10. Finally - and this needs no explanation - the sun rises in the East and sets in the West, as everyone knows. But for the watchers situated at the ends of the earth the sun seems to come out of the eastern seas in the morning and plunge into the eastern seas in the evening. So it is, moreover, that the poets depicting it as rising from bed and going to sleep. And it is in these terms that we must understand everything when we are told that Napoleon came from the eastern sea (from Egypt) to reign over France and that he disappeared into the western seas, after a reign of 12 years, which are nothing other than the 12 hours of the day during which the sun shines above the horizon.
He reigned only one day, says the author of the Nouvelles Messéniens in reference to Napoleon, and the manner in which he describes his rise, his decline and his fall prove that this charming poet, like us, saw in Napoleon only an image of the sun. And he is nothing other than this, as is proved by his name, the name of his mother, his three sisters, his four brohters, his two wives, his son, his marshals and his exploits. It is proven by the place of his birth, by the place from which they say he came when he embarked upon his career of domination, by the time that he spent going through it, by the lands where he ruled, by those where he experienced failure, and by the region where he disappeared, pale and uncrowned, after his brilliant course, as the poet Casimir Delavigne puts it.

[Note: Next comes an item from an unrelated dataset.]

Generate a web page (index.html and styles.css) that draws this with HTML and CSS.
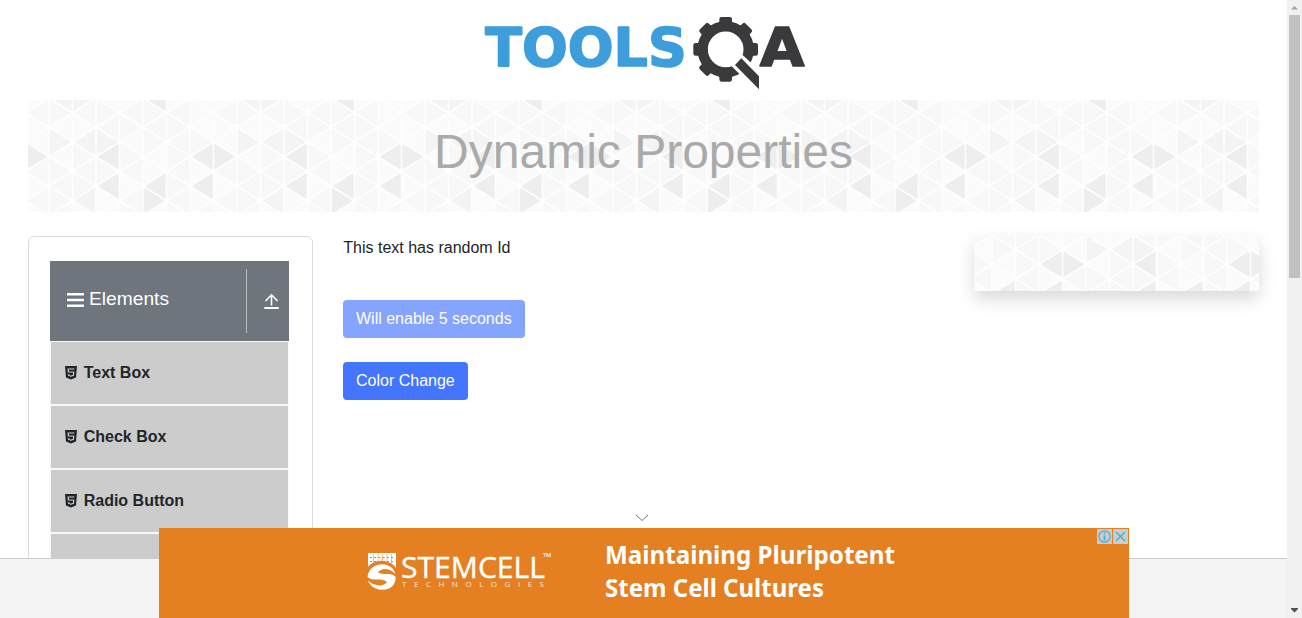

It is therefore proven that the alleged hero of our century was only an allegorical character, all of whose attributes are borrowed from the sun. And consequently Napoleon Bonaparte, of whom people have said and written so many things, never even existed, and the error before which so many people have bowed their heads comes from a quiproquo - that is, they have taken the mythology of the 19th century for history.
PS - We would also be able to call upon, in support of our thesis, a large number of royal decrees whose certain dates are obviously contradictory to the reign of the alleged emperor; but we have had our reasons for not making use of these.